Ruch po tym golu nie umiał się odbudować, a Raków atakował dalej. Dobrych sytuacji do podwyższenia wyniku nie wykorzystali Zwoliński i Yeboah, a co nie udało się im, udało się ponownie Dawidowi Drachalowi. Wahadłowy Rakowa skorzystał z koszmarnego nieporozumienia w polu karnym Pawła Baranowskiego i Macieja Sadloka, by mocnym strzałem z kilku metrów skompletować hattricka. Dzięki temu Raków do przerwy prowadził w Gliwicach 3:1.

W drugiej połowie wielkich emocji także nie brakowało. Zaczęło się od niewykorzystanej sytuacji sam na sam z bramkarzem Yeboaha. Niemiec był w tej sytuacji jeszcze ciągnięty za koszulkę przez Przemysława Szura, zareagował nawet VAR, ale na szczęście Ruchu wcześniej w tej akcji był spalony. 

Później przez długi czas na boisku nie działo się zbyt wiele. Na uwagę zasługiwał jedynie mocny strzał z rzutu wolnego Daniela Szczepana, z którym poradził sobie Vladan Kovacević. 

W 67. minucie z kolei uaktywnił się drugi wahadłowy Rakowa, Srdjan Plavsić. Najpierw jego centrostrzał o centymetry minął bramkę "Niebieskich", ale po chwili, dwie minuty później, Serb był już skuteczniejszy. W indywidualnej akcji ściął z piłką ze skrzydła do środka i płaskim uderzeniem z 20 metrów podwyższył wynik na 1:4.

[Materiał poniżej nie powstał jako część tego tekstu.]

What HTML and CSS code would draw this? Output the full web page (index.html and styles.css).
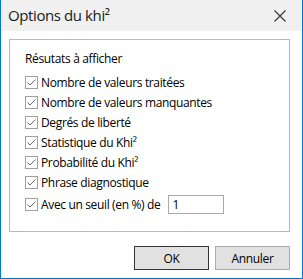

Wydawało się, że jest to koniec marzeń Ruchu o choćby punkcie w tym meczu. Nic bardziej mylnego. Już w 71. minucie fantastycznym strzałem z półwoleja straty beniaminka zmniejszył debiutujący w tym meczu Tomas Podstawski.

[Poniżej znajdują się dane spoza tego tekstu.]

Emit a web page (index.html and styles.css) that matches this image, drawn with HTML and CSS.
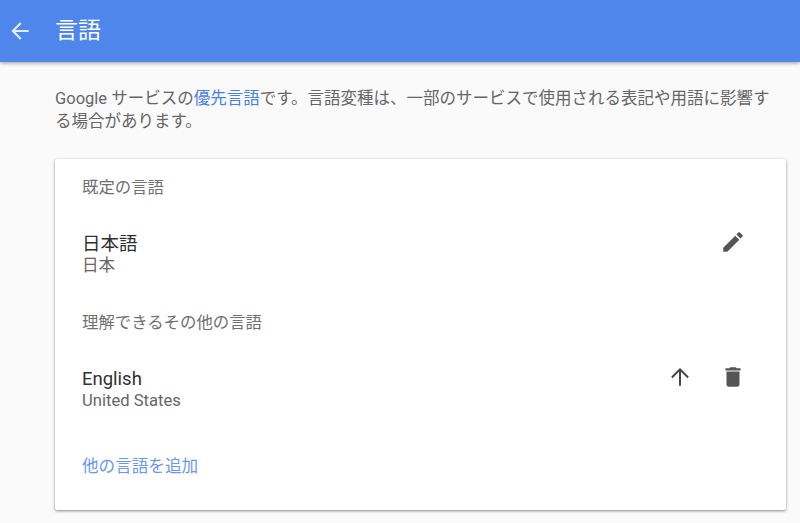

Chwilę później "Niebiescy" otrzymali jeszcze rzut karny. W ogromnym zamieszaniu po akcji gospodarzy i uderzeniu Daniela Szczepana Dawid Drachal przypadkowo trafił w słupek własnej bramki. Niemniej jednak ponownie zareagował VAR, bo Szczepan został w tej akcji brutalnie nadepnięty przez Giannisa Papanikolaou. W 78. minucie był więc rzut karny dla Ruchu, a Papanikolaou mógł się cieszyć, że obejrzał tylko żółtą kartkę. Jedenastkę z kolei mocnym strzałem wykorzystał sam Szczepan i w kilka minut z 1:4 zrobiło się tylko 3:4.

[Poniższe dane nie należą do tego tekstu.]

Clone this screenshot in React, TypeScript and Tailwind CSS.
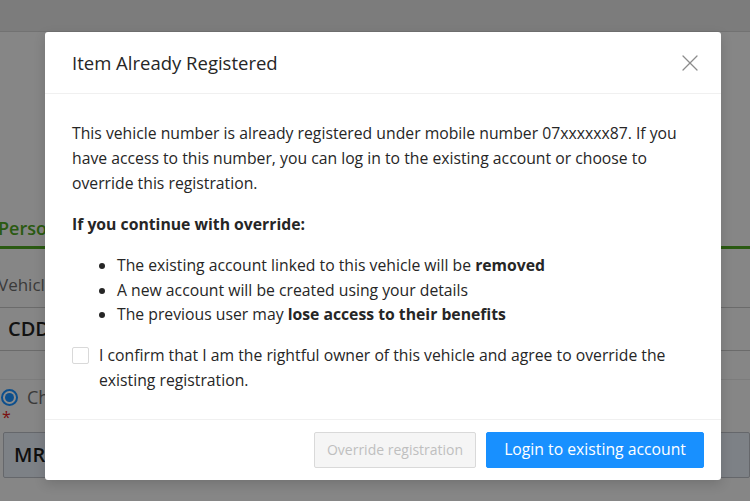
import { X } from "lucide-react";

function BackgroundPage() {
  return (
    <div className="h-full bg-[#f5f5f5]">
      <div className="h-[32px] border-b border-[#cfcfcf] bg-[#e2e2e2]" />
      <div className="-ml-[2px] pt-[182px]">
        <div className="text-[18px] font-semibold leading-[28px] text-[#4ea421]">Personal Details</div>
        <div className="mt-[4px] h-[3px] bg-[#4ea421]" />
        <div className="mt-[24px] text-[17px] leading-[24px] text-[#6b6b6b]">Vehicle Number</div>
        <div className="mt-[10px] flex h-[44px] items-center border-y border-[#c4c4c4] bg-[#f5f5f5] px-[10px]">
          <span className="text-[20px] font-semibold text-[#222]">CDD-4521</span>
        </div>
        <div className="mt-[28px] border-t border-[#e2e2e2]" />
        <div className="mt-[5px] flex items-center gap-[9px] pl-[3px]">
          <span className="flex h-[17px] w-[17px] items-center justify-center rounded-full border-2 border-[#1890ff] bg-white">
            <span className="h-[9px] w-[9px] rounded-full bg-[#1890ff]" />
          </span>
          <span className="text-[18px] leading-[24px] text-[#6b6b6b]">Change owner</span>
        </div>
        <div className="pl-[4px] text-[16px] leading-[16px] text-[#e02020]">*</div>
        <div className="ml-[5px] mt-[7px] flex h-[46px] items-center rounded-[2px] border border-[#b8bcc4] bg-[#e4ebf4] px-[10px]">
          <span className="text-[20px] font-semibold text-[#1c1c1c]">MR</span>
        </div>
      </div>
    </div>
  );
}

export default function App() {
  return (
    <div className="relative h-[501px] w-[750px] overflow-hidden font-['Open_Sans',sans-serif]">
      <BackgroundPage />
      <div className="absolute inset-0 bg-black/45" />
      <div className="absolute left-[45px] top-[32px] w-[676px] rounded-[3px] bg-white text-[#262626] shadow-[0_4px_12px_rgba(0,0,0,0.15)]">
        <div className="flex h-[62px] items-center justify-between border-b border-[#f0f0f0] pl-[27px] pr-[17px]">
          <h2 className="text-[18.5px] font-normal leading-[24px] text-[#262626]">Item Already Registered</h2>
          <X className="h-[28px] w-[28px] text-[#8c8c8c]" strokeWidth={1.1} />
        </div>
        <div className="px-[27px] pb-[26px] pt-[27px] text-[15.75px]">
          <p className="leading-[25px]">
            This vehicle number is already registered under mobile number 07xxxxxx87. If you have access to this number, you can log in to the existing account or choose to override this registration.
          </p>
          <p className="mt-[16px] font-bold leading-[25px]">If you continue with override:</p>
          <ul className="mt-[16px] list-disc pl-[45px] leading-[24.5px]">
            <li>
              The existing account linked to this vehicle will be <strong>removed</strong>
            </li>
            <li>A new account will be created using your details</li>
            <li>
              The previous user may <strong>lose access to their benefits</strong>
            </li>
          </ul>
          <label className="mt-[16px] flex items-start gap-[10px] leading-[25px]">
            <span className="mt-[4px] h-[17px] w-[17px] shrink-0 rounded-[2px] border border-[#d9d9d9] bg-white" />
            <span>
              I confirm that I am the rightful owner of this vehicle and agree to override the existing registration.
            </span>
          </label>
        </div>
        <div className="flex items-center justify-end gap-[10px] border-t border-[#f0f0f0] py-[12px] pr-[17px]">
          <button className="h-[36px] rounded-[2px] border border-[#d9d9d9] bg-[#f5f5f5] px-[12px] text-[14px] text-[#bfbfbf]">
            Override registration
          </button>
          <button className="h-[36px] rounded-[2px] border border-[#1890ff] bg-[#1890ff] px-[17px] text-[15.75px] text-white">
            Login to existing account
          </button>
        </div>
      </div>
    </div>
  );
}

W serca kibiców i piłkarzy z Chorzowa ponownie widać było nadzieję na dobry wynik. Zostały one jednak zniszczone przez jakość rezerwowych Rakowa Częstochowa. W 86. minucie spotkaniu po podaniu Marcina Cebuli z obroną i bramkarzem Ruchu zabawił się Władysław Koczerhin, by z łatwością ustalić wynik tego meczu na 5:3 dla mistrzów Polski.

Raków Częstochowa pokonał na wyjeździe Ruch Chorzów 5:3 i z 16 punktami przynajmniej na kilka godzin awansował na drugie miejsce w tabeli ekstraklasy, jedynie za Śląskiem Wrocław. Ruch z 6 punktami zamyka ligową tabelę.